Как художник Гончаров достигал высокой и вдохновенной поэтичности в своих изображениях. Образ подлинной героини романа Веры воплощает в себе благородную и нравственную красоту, силу души русской женщины. Исполнен естественности, теплоты, безыскусственной жажды жизни и счастья образ Марфеньки, облик которой, по словам романиста, дышит «поэзией чистой, свежей, природной». Много жизненной правды запечатлено в образе бабушки, переживаниях учителя Козлова.
Писатель считал, что литература должна изображать всю правду, избегать односторонности: «Изображать одно хорошее, светлое, отрадное в человеческой природе – значит скрадывать правду, то есть изображать неполно и поэтому неверно… Света без теней изобразить нельзя…» Поэтому искусство, по мнению Гончарова, должно «осветить все глубины жизни, обнажить ее скрытые основы и весь механизм…» («Намерения, задачи и идеи романа „Обрыв“»).

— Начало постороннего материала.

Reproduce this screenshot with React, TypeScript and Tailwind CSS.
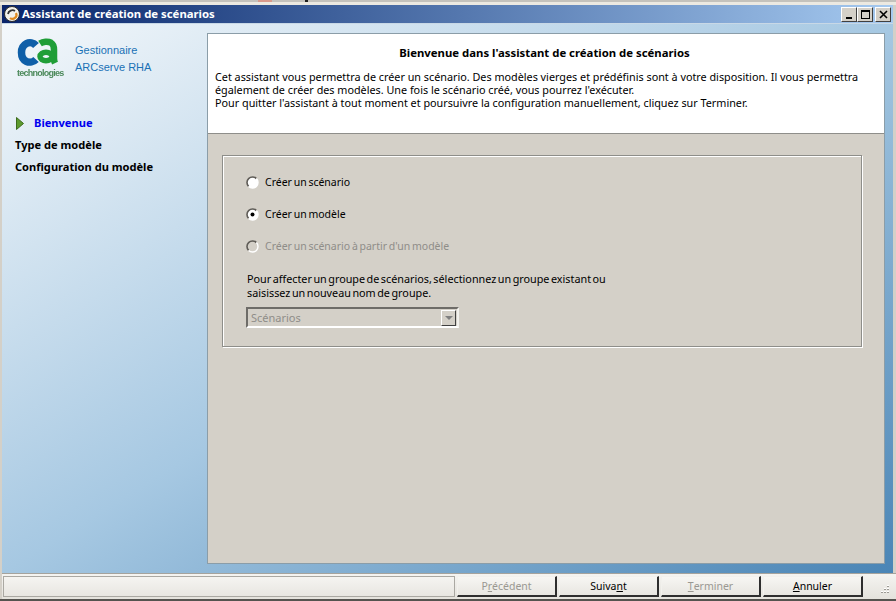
const tahoma = "font-['Noto_Sans','DejaVu_Sans',sans-serif]";

function Radio({ checked, disabled, label }: { checked?: boolean; disabled?: boolean; label: string }) {
  return (
    <div className="flex h-[16px] items-center">
      <svg width="13" height="13" viewBox="0 0 13 13" className="ml-[23px] shrink-0">
        <circle cx="6.5" cy="6.5" r="5.5" fill={disabled ? "#d4d0c8" : "#ffffff"} />
        <path d="M2.6 10.4A5.5 5.5 0 0 1 10.4 2.6" fill="none" stroke="#5f5c57" strokeWidth="1.6" />
        <path d="M10.4 2.6A5.5 5.5 0 0 1 2.6 10.4" fill="none" stroke="#ffffff" strokeWidth="1.4" />
        {checked && <circle cx="6.5" cy="6.5" r="2" fill="#000000" />}
      </svg>
      <span className={`ml-[6px] mt-[1px] text-[10.5px] [word-spacing:-1px] ${disabled ? "text-[#8f8d88]" : "text-black"}`}>{label}</span>
    </div>
  );
}

function WinButton({ children }: { children: React.ReactNode }) {
  return (
    <div className="flex h-[15px] w-[16px] items-center justify-center border border-t-white border-l-white border-r-[#404040] border-b-[#404040] bg-[#d4d0c8]">
      {children}
    </div>
  );
}

function FooterButton({ label, disabled, u }: { label: string; disabled?: boolean; u: number }) {
  return (
    <div
      className={`flex h-[21px] w-[100px] items-center justify-center border border-t-[#f2f1ed] border-l-[#f2f1ed] border-r-2 border-b-2 border-r-[#2e2e2e] border-b-[#2e2e2e] bg-gradient-to-b from-[#f7f6f3] to-[#e8e6e1] pt-[1px] text-[10.5px] ${
        disabled ? "text-[#9a9892]" : "text-black"
      }`}
    >
      {label.slice(0, u)}
      <span className="underline">{label[u]}</span>
      {label.slice(u + 1)}
    </div>
  );
}

function Logo() {
  return (
    <div className="relative h-[40px] w-[50px]">
      <svg width="50" height="32" viewBox="0 0 50 32" className="absolute left-[1px] top-0 blur-[0.4px]">
        <path d="M20 8.500C17.500 5.500 13.500 5 10.500 6.500 6.500 8.500 5.500 12 5.500 15.500c0 4 1.500 7.500 5 9 3 1.200 7 .6 9.500-2" fill="none" stroke="#0f5fa8" strokeWidth="7.500" />
        <path d="M24 6.500c3-2 8-2.500 11-.8 2.500 1.500 3 3.500 3 7v8.500c0 2 .3 3.500 1 5" fill="none" stroke="#1f9e37" strokeWidth="6.500" />
        <ellipse cx="30" cy="19.500" rx="6" ry="4.300" fill="none" stroke="#1f9e37" strokeWidth="5.500" />
      </svg>
      <span className="absolute left-[2px] top-[30px] font-['Liberation_Sans',sans-serif] text-[9px] font-bold tracking-[-0.75px] text-[#4d8a5c] blur-[0.5px]">
        technologies
      </span>
    </div>
  );
}

export default function App() {
  return (
    <div className={`flex h-[601px] w-[896px] flex-col overflow-hidden bg-[#d4d0c8] ${tahoma}`}>
      {/* --- TOP STRIP --- */}
      <div className="flex h-[2px] bg-[#c4c2bc]">
        <div className="ml-[258px] w-[14px] bg-[#d89a8c]" />
        <div className="ml-[33px] w-[3px] bg-[#202020]" />
      </div>
      <div className="h-[3px] bg-[#ece9e1]" />

      {/* --- TITLE BAR --- */}
      <div className="ml-[2px] mr-[3px] flex h-[18px] items-center bg-gradient-to-r from-[#0a246a] to-[#a6caf0] pl-[2px]">
        <svg width="16" height="16" viewBox="0 0 16 16" className="shrink-0">
          <circle cx="8" cy="8" r="7.500" fill="#f3f1ea" stroke="#2a2a2a" />
          <path d="M4 8a4.500 4.500 0 0 1 7-3" fill="none" stroke="#333333" strokeWidth="1.800" />
          <path d="M12 7a4 4 0 0 1-6 5" fill="none" stroke="#e08a1e" strokeWidth="2.200" />
        </svg>
        <span className="ml-[2px] flex-1 text-[11.35px] font-bold text-white">Assistant de création de scénarios</span>
        <div className="flex items-center pr-[2px]">
          <WinButton>
            <div className="mt-[7px] h-[2px] w-[6px] bg-black" />
          </WinButton>
          <WinButton>
            <div className="h-[9px] w-[9px] border border-t-2 border-black" />
          </WinButton>
          <div className="w-[2px]" />
          <WinButton>
            <svg width="9" height="9" viewBox="0 0 9 9">
              <path d="M1 1l7 7M8 1l-7 7" stroke="#000000" strokeWidth="1.600" />
            </svg>
          </WinButton>
        </div>
      </div>

      {/* --- BODY --- */}
      <div className="ml-[2px] mr-[3px] flex h-[550px] border-t border-[#c8d8e6] bg-[linear-gradient(to_bottom_right,#f4f8fb_0%,#a6c8e2_50%,#4a85b6_100%)] pt-[9px]">
        <div className="w-[205px] shrink-0">
          <div className="flex pl-[13px] pt-[4px]">
            <Logo />
            <div className="ml-[10px] pt-[5px] font-['Liberation_Sans',sans-serif] text-[11px] leading-[17px] text-[#1a71b5]">
              <div>Gestionnaire</div>
              <div>ARCserve RHA</div>
            </div>
          </div>
          <div className="mt-[38px] flex flex-col gap-[6px] pl-[13px] text-[11.1px] font-bold leading-[16px]">
            <div className="flex items-center">
              <svg width="8" height="13" viewBox="0 0 8 13" className="ml-[1px] shrink-0">
                <path d="M0.500 0.500L7.500 6.500 0.500 12.500Z" fill="#5d9b2e" stroke="#3d6b1c" />
              </svg>
              <span className="ml-[10px] text-[#0000ee]">Bienvenue</span>
            </div>
            <div className="text-black">Type de modèle</div>
            <div className="text-black">Configuration du modèle</div>
          </div>
        </div>

        {/* --- MAIN PANEL --- */}
        <div className="mb-[9px] mr-[8px] flex flex-1 flex-col border border-[#8b9da8]">
          <div className="h-[100px] border-b border-[#8e8e8a] bg-white px-[7px] pt-[11px] text-[10.8px] leading-[13px] text-black">
            <div className="pr-[3px] text-center text-[11.35px] font-bold leading-[16px]">Bienvenue dans l'assistant de création de scénarios</div>
            <p className="mt-[9px]">
              Cet assistant vous permettra de créer un scénario. Des modèles vierges et prédéfinis sont à votre disposition. Il vous permettra
              <br />
              également de créer des modèles. Une fois le scénario créé, vous pourrez l'exécuter.
              <br />
              Pour quitter l'assistant à tout moment et poursuivre la configuration manuellement, cliquez sur Terminer.
            </p>
          </div>
          <div className="flex-1 bg-[#d4d0c8] pl-[14px] pr-[22px] pt-[21px]">
            <div className="h-[192px] border border-[#8e8e8a] pt-[18px] shadow-[inset_1px_1px_0_#ffffff,1px_1px_0_#ffffff]">
              <div className="flex flex-col gap-[16px]">
                <Radio label="Créer un scénario" />
                <Radio checked label="Créer un modèle" />
                <Radio disabled label="Créer un scénario à partir d'un modèle" />
              </div>
              <p className="ml-[24px] mt-[18px] text-[10.8px] leading-[14px] text-black [word-spacing:-1.3px]">
                Pour affecter un groupe de scénarios, sélectionnez un groupe existant ou
                <br />
                saisissez un nouveau nom de groupe.
              </p>
              <div className="ml-[23px] mt-[7px] flex h-[21px] w-[213px] items-center justify-between border-2 border-t-[#6e6c68] border-l-[#6e6c68] border-r-[#f2f1ed] border-b-white pl-[3px] pr-[1px] text-[11px] text-[#8f8d88]">
                <span className="mt-[1px]">Scénarios</span>
                <div className="flex h-[16px] w-[15px] items-center justify-center border border-t-white border-l-white border-r-[#404040] border-b-[#404040]">
                  <div className="h-0 w-0 border-x-[4px] border-t-[4px] border-x-transparent border-t-[#808080]" />
                </div>
              </div>
            </div>
          </div>
        </div>
      </div>

      {/* --- FOOTER --- */}
      <div className="ml-[2px] flex h-[26px] items-start border-t border-[#a5a39d] bg-gradient-to-b from-[#f5f4f1] to-[#e4e2dc] pl-[1px] pt-[2px]">
        <div className="h-[21px] w-[452px] border border-[#aaa8a2] bg-gradient-to-b from-[#f5f4f1] to-[#e8e6e1]" />
        <div className="ml-[2px] flex gap-[2px]">
          <FooterButton disabled label="Précédent" u={1} />
          <FooterButton label="Suivant" u={5} />
          <FooterButton disabled label="Terminer" u={0} />
          <FooterButton label="Annuler" u={0} />
        </div>
        <svg width="12" height="12" viewBox="0 0 12 12" className="ml-[15px] mt-[8px]">
          <path d="M9 1h2v2H9zM6 4h2v2H6zM9 4h2v2H9zM3 7h2v2H3zM6 7h2v2H6zM9 7h2v2H9z" fill="#ffffff" />
          <path d="M9 2h2v1H9zM6 5h2v1H6zM9 5h2v1H9zM3 8h2v1H3zM6 8h2v1H6zM9 8h2v1H9z" fill="#9c9a94" />
        </svg>
      </div>
      <div className="h-[2px] bg-[#55534f]" />
    </div>
  );
}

«Роман как картина жизни» – этот плодотворный эстетический принцип был положен и в основу творческой работы над «Обрывом». В своих трех романах Гончаров видел как бы один большой роман – своеобразную трилогию, одно зеркало, где «отразились три эпохи старой жизни» (из «Предисловия» к «Обрыву»). В своих статьях автокритического характера Гончаров настойчиво говорил: «Вижу не три романа, а один. Все они связаны одной общей нитью, одною последовательною идеею – перехода от одной эпохи русской жизни, которую я переживал, к другой…» («Лучше поздно, чем никогда»). Сам Гончаров указывал на тот факт, что в рамки его романов «укладывались продолжительные периоды». В своем творчестве он исходил из показа реальной жизни, хотя и определенным образом ограничивал себя – рисовал в основном «старую русскую жизнь», дореформенную ее пору.
Сличение рукописного и печатного текстов романа позволяет видеть, какую громадную работу Гончаров как художник проделал по совершенствованию образов, картин, языка, композиции и архитектоники романа. В «Обрыв» Гончаров вложил поистине громадные жизненные силы и труд. «Это дитя моего сердца», – писал он А. Фету в 1869 году.
Рукопись «Обрыва» (черновая, неполная) хранится в архиве Пушкинского дома Академии наук СССР в Ленинграде; первые три части ее относятся к 1859–1860 годам, четвертая и пятая – к 1865–1868 годам. Отдельные главы романа (рукопись первоначальная, черновая) находятся в Ленинградской Публичной библиотеке им. Салтыкова-Щедрина. Настоящее издание печатается по тексту второго прижизненного собрания сочинений И. А. Гончарова 1886–1889 годов с проверкой и исправлением по всем предыдущим изданиям.